-
Notifications
You must be signed in to change notification settings - Fork 75
Description
When using the UNO Q as a linux host to control a Klipper based 3D Printer all USB peripherals, connected via USB Hub, are disconnected when performing a Klipper service restart.
The xHCI host controller (xhci-hcd.2.auto, DWC3 at 0x04e00000) crashes permanently whenever a USB CDC-ACM device (STM32-based MCU running Klipper firmware) performs a hardware reset via NVIC_SystemReset(). The reset causes an abrupt USB disconnect mid-transaction. The xHCI controller attempts to stop the in-flight endpoint, hangs, and the kernel declares it dead — taking down the entire USB bus.
Devices connected
Bus 001 Device 002: ID 05e3:0610 Genesys Logic, Inc. Hub
Bus 001 Device 004: ID 1a40:0101 Terminus Technology Inc. Hub
Bus 001 Device 005: ID 1a40:0101 Terminus Technology Inc. Hub
Bus 001 Device 006: ID 04d9:8030 Holtek Semiconductor, Inc. BTT-HDMI5
Bus 001 Device 007: ID 090c:037c Silicon Motion, Inc. 300k Pixel Camera
Bus 001 Device 008: ID 1a40:0101 Terminus Technology Inc. Hub
Bus 001 Device 012: ID 1d50:614e OpenMoko, Inc. stm32f446xx (Klipper MCU)
Bus 001 Device 013: ID 1d50:614e OpenMoko, Inc. stm32g431xx (Klipper MCU)

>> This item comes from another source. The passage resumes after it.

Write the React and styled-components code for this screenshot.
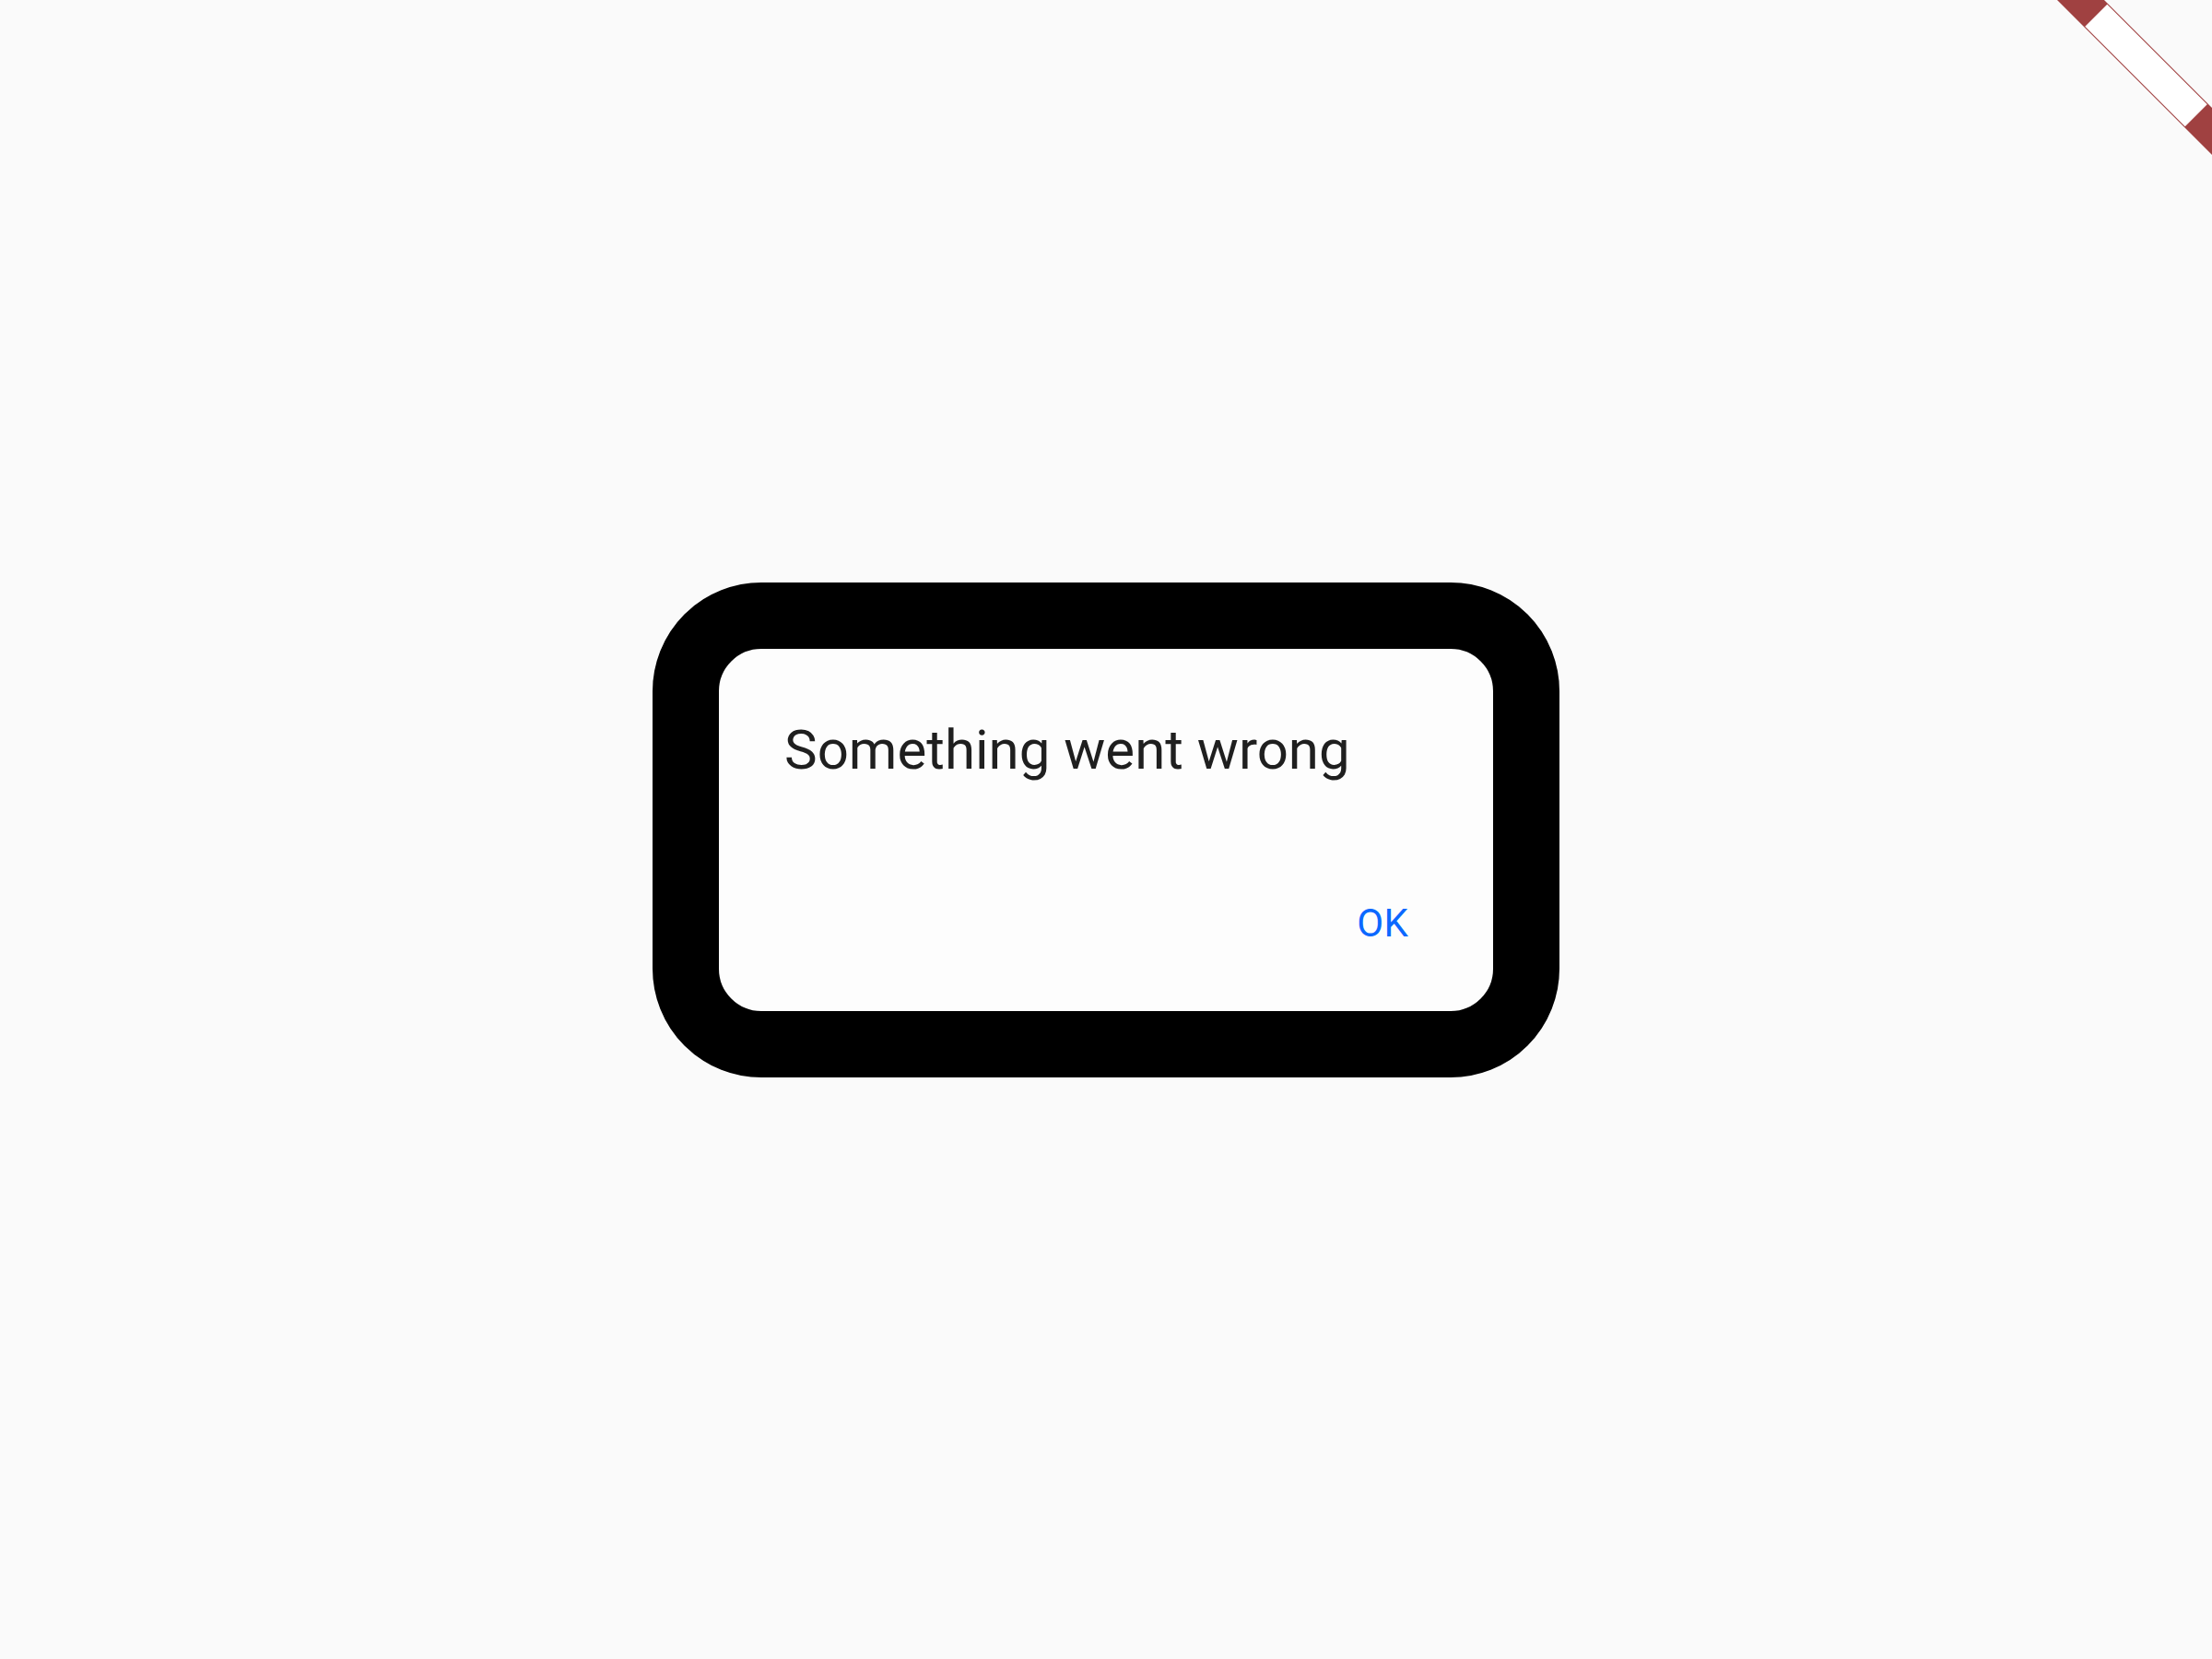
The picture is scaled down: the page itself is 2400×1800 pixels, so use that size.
import React from 'react'
import styled, { createGlobalStyle } from 'styled-components'

const GlobalStyle = createGlobalStyle`
  html, body {
    margin: 0;
    padding: 0;
    background: #fafafa;
  }
  body {
    font-family: Roboto, "Liberation Sans", sans-serif;
  }
`

const Screen = styled.div`
  position: relative;
  width: 2400px;
  height: 1800px;
  display: flex;
  align-items: center;
  justify-content: center;
  background: #fafafa;
  overflow: hidden;
`

const Dialog = styled.div`
  box-sizing: border-box;
  width: 984px;
  display: flex;
  flex-direction: column;
  gap: 122px;
  padding: 70px 92px 70px 71px;
  border: 72px solid #000;
  border-radius: 118px;
  background: #fdfdfd;
`

const Title = styled.div`
  font-size: 60px;
  line-height: 80px;
  color: #1f1f1f;
`

const Actions = styled.div`
  display: flex;
  justify-content: flex-end;
`

const TextButton = styled.button`
  border: 0;
  padding: 0;
  background: none;
  font-family: Roboto, "Liberation Sans", sans-serif;
  font-size: 42px;
  line-height: 51px;
  letter-spacing: 0.25px;
  color: #0b68ff;
  cursor: pointer;
`

const Banner = styled.svg`
  position: absolute;
  top: 0;
  right: 0;
  width: 200px;
  height: 200px;
`

function DebugBanner() {
  return (
    <Banner viewBox="0 0 200 200">
      <polygon points="32,0 83,0 200,117 200,168" fill="#a04141" />
      <polygon points="86.25,4.75 62.25,28.75 170.75,137.25 194.75,113.25" fill="#ffffff" />
    </Banner>
  )
}

export default function App() {
  return (
    <>
      <GlobalStyle />
      <Screen>
        <Dialog>
          <Title>Something went wrong</Title>
          <Actions>
            <TextButton>OK</TextButton>
          </Actions>
        </Dialog>
        <DebugBanner />
      </Screen>
    </>
  )
}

Bus 001 Device 014: ID 1d50:614e OpenMoko, Inc. stm32h723xx (Klipper MCU)
Bus 001 Device 015: ID 1d50:614e OpenMoko, Inc. stm32g0b1xx (Klipper MCU)
dmesg
The crash is consistently triggered by one or more CDC-ACM devices disconnecting simultaneously, and always produces this sequence:
usb 1-1.3.1.1: USB disconnect, device number 10
usb 1-1.2.3: USB disconnect, device number 9
xhci-hcd xhci-hcd.2.auto: xHCI host not responding to stop endpoint command
xhci-hcd xhci-hcd.2.auto: xHCI host controller not responding, assume dead
xhci-hcd xhci-hcd.2.auto: HC died; cleaning up
usb 1-1: USB disconnect, device number 2
cdc_acm 1-1.3.1.1:1.1: acm_start_wb - usb_submit_urb(write bulk) failed: -19
usb 1-1.1: USB disconnect, device number 3
usb 2-1: USB disconnect, device number 2
usb 1-1.2: USB disconnect, device number 4
usb 1-1.2.1: USB disconnect, device number 6
usb 1-1.3: USB disconnect, device number 5
usb 1-1.3.1: USB disconnect, device number 8
usb 1-1.3.1.3: USB disconnect, device number 11
usb 1-1.4: USB disconnect, device number 7
The entire USB bus is lost. Recovery requires unbinding and rebinding the xHCI platform driver:
echo "xhci-hcd.2.auto" > /sys/bus/platform/drivers/xhci-hcd/unbind
sleep 2
echo "xhci-hcd.2.auto" > /sys/bus/platform/drivers/xhci-hcd/bind
What has been tried (does not fix the issue)
The following DWC3 device tree quirks were added to the usb@4e00000 node in qrb2210-arduino-imola.dtb — all confirmed active via /proc/device-tree — but the crash persists:
- snps,parkmode-disable-ss-quirk — added per LKML patch for QCM2290
- snps,parkmode-disable-hs-quirk
- snps,dis_u3_susphy_quirk
Also attempted:
usbcore.autosuspend=-1kernel parameter- restart_method: command in Klipper (avoids DTR toggle, but MCU still executes NVIC_SystemReset() which causes the same abrupt disconnect)
Root cause analysis
The crash occurs because NVIC_SystemReset() on the MCU kills the USB peripheral mid-transaction without a graceful USB soft-disconnect. The xHCI controller then issues a "stop endpoint" command to an endpoint that has already been
invalidated. On this SoC's DWC3/xHCI implementation, that command never completes — the controller hangs for ~5 seconds and is then declared dead by the kernel.
The trigger is not specific to Klipper. Any USB CDC-ACM device that performs an abrupt hardware reset will reproduce this. The issue is in the xHCI driver's inability to time out and recover gracefully from a "stop endpoint" command when
the device has disappeared.
Similar crashes have been observed and fixed on other platforms by adding timeout handling to the xHCI stop endpoint command path, or by improving the DWC3 error recovery path. The existing XHCI_RESET_ON_RESUME quirk and similar mechanisms do not cover the surprise-disconnect + stuck-endpoint scenario.